Rutgers alumna Kristin Davis would have enjoyed seeing her alma mater taking on Notre Dame.
The Hokies and the Plainsmen, the Badgers and the Nittany Lions, the Golden Bears and the Sooners, the Aggies and the Midshipmen, and the Bulls and the Eagles all could have given one another games . . . and I would have loved to have seen the Georgia team that took the field in the Peach Bowl get a shot at the Tennessee team that was not the same in the postseason as it had been earlier in the year.

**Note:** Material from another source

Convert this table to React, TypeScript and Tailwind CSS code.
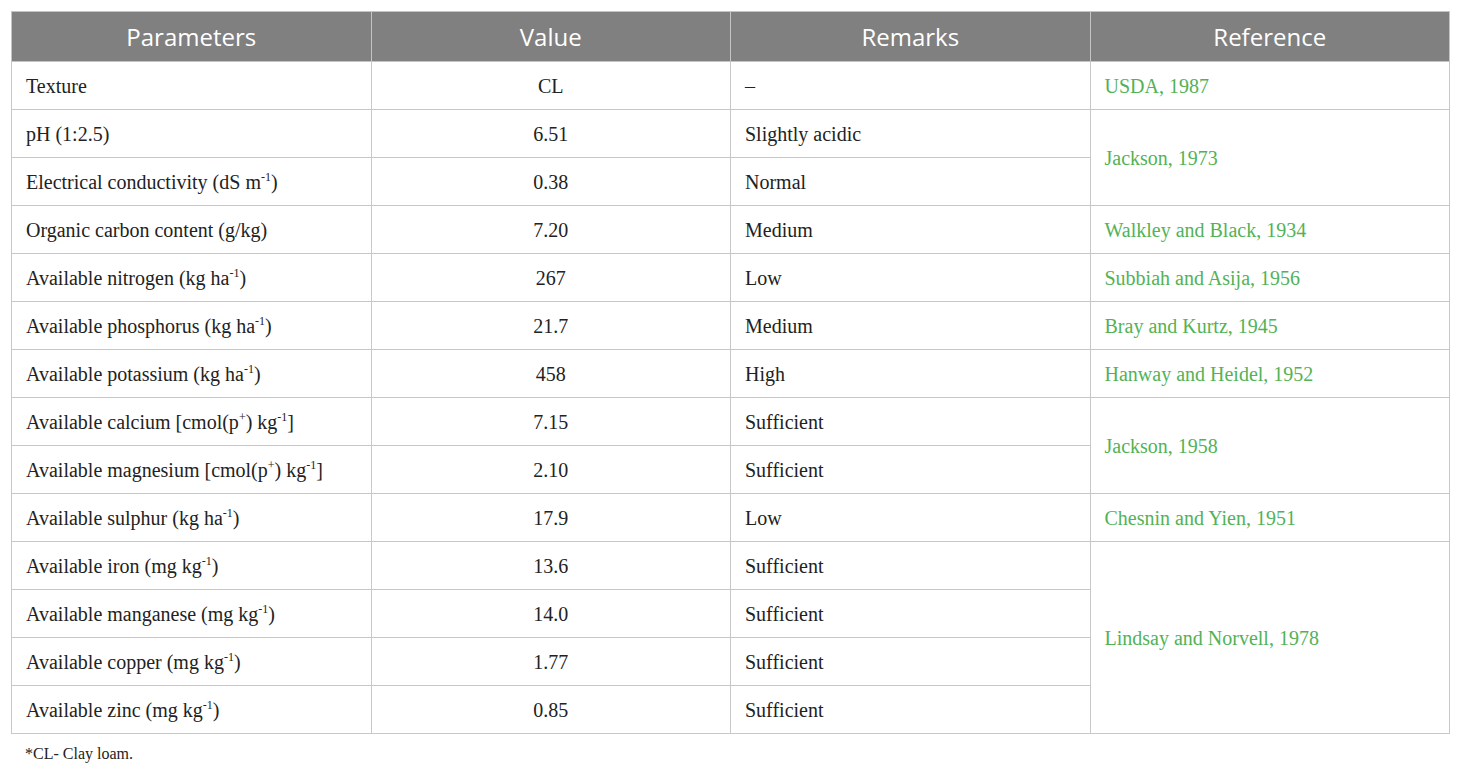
import React from 'react';

type Row = {
  param: React.ReactNode;
  value: string;
  remark: string;
  ref?: string;
  span?: number;
};

const Sup = ({ children }: { children: React.ReactNode }) => (
  <sup className="text-[12px] relative -top-[8px] align-baseline">{children}</sup>
);

const rows: Row[] = [
  { param: 'Texture', value: 'CL', remark: '–', ref: 'USDA, 1987' },
  { param: 'pH (1:2.5)', value: '6.51', remark: 'Slightly acidic', ref: 'Jackson, 1973', span: 2 },
  { param: <>Electrical conductivity (dS m<Sup>-1</Sup>)</>, value: '0.38', remark: 'Normal' },
  { param: 'Organic carbon content (g/kg)', value: '7.20', remark: 'Medium', ref: 'Walkley and Black, 1934' },
  { param: <>Available nitrogen (kg ha<Sup>-1</Sup>)</>, value: '267', remark: 'Low', ref: 'Subbiah and Asija, 1956' },
  { param: <>Available phosphorus (kg ha<Sup>-1</Sup>)</>, value: '21.7', remark: 'Medium', ref: 'Bray and Kurtz, 1945' },
  { param: <>Available potassium (kg ha<Sup>-1</Sup>)</>, value: '458', remark: 'High', ref: 'Hanway and Heidel, 1952' },
  { param: <>Available calcium [cmol(p<Sup>+</Sup>) kg<Sup>-1</Sup>]</>, value: '7.15', remark: 'Sufficient', ref: 'Jackson, 1958', span: 2 },
  { param: <>Available magnesium [cmol(p<Sup>+</Sup>) kg<Sup>-1</Sup>]</>, value: '2.10', remark: 'Sufficient' },
  { param: <>Available sulphur (kg ha<Sup>-1</Sup>)</>, value: '17.9', remark: 'Low', ref: 'Chesnin and Yien, 1951' },
  { param: <>Available iron (mg kg<Sup>-1</Sup>)</>, value: '13.6', remark: 'Sufficient', ref: 'Lindsay and Norvell, 1978', span: 4 },
  { param: <>Available manganese (mg kg<Sup>-1</Sup>)</>, value: '14.0', remark: 'Sufficient' },
  { param: <>Available copper (mg kg<Sup>-1</Sup>)</>, value: '1.77', remark: 'Sufficient' },
  { param: <>Available zinc (mg kg<Sup>-1</Sup>)</>, value: '0.85', remark: 'Sufficient' },
];

const headers = ['Parameters', 'Value', 'Remarks', 'Reference'];

export default function App() {
  return (
    <div className="bg-white w-[1460px] h-[773px] pt-[11px] pl-[11px] font-['Liberation_Serif',serif] text-[#222]">
      <table className="w-[1439px] table-fixed border-collapse">
        <thead>
          <tr className="h-[50px] bg-[#808080]">
            {headers.map((h) => (
              <th
                key={h}
                className="border border-[#c4c4c4] text-white font-normal text-[24px] text-center font-['Open_Sans',sans-serif] leading-none"
              >
                {h}
              </th>
            ))}
          </tr>
        </thead>
        <tbody className="text-[20px] leading-none">
          {rows.map((r, i) => (
            <tr key={i} className="h-[48px]">
              <td className="border border-[#c8c8c8] pl-[14px]">{r.param}</td>
              <td className="border border-[#c8c8c8] text-center">{r.value}</td>
              <td className="border border-[#c8c8c8] pl-[14px]">{r.remark}</td>
              {r.ref && (
                <td rowSpan={r.span ?? 1} className="border border-[#c8c8c8] pl-[14px] text-[#52b256]">
                  {r.ref}
                </td>
              )}
            </tr>
          ))}
        </tbody>
      </table>
      <p className="pl-[14px] pt-[8px] text-[16px]">*CL- Clay loam.</p>
    </div>
  );
}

Most notably, had Boise State, Florida, and Louisiana State all won their bowl games (which, given what we saw in the postseason that was, would have been likely), the Broncos' case for the national championship would have been improved substantially. For one thing, Louisville was a better team than Oklahoma, so B.S.U.'s victory in Glendale would have counted for more. Secondly, although T.C.U. was an impressive team last fall, the Gators would not have gotten the same amount of credit for beating the Horned Frogs that they received for hammering Ohio State.
Since the restructuring of the conferences would have done away with the distinction, certainly officially and largely perceptually, between what we now call "B.C.S. conferences" and "mid-major conferences," Boise State would not have been as burdened with others' negative notions regarding the quality of the Broncos' competition. Finally, for those of you who favor such things, a postseason setup that automatically paired conference champions could more easily be converted to a playoff format down the road, as a ready-made first round largely would be in place already.
Nice work, Nancy, but now you've got to go play Boise State in the next round. Also, 1983 called; it wants its jacket back.
As I stated at the outset and reiterated repeatedly, my annual radical realignment proposals are not advocacy so much as they are intellectual exercises, attempts to ask what alternative courses might have been charted and to argue plausibly for what admittedly are extreme positions. It seems to me that an honest case might be made for shaking up the world of college football in the fashion I have described, even if, in the end, we would all prefer to leave things as they are.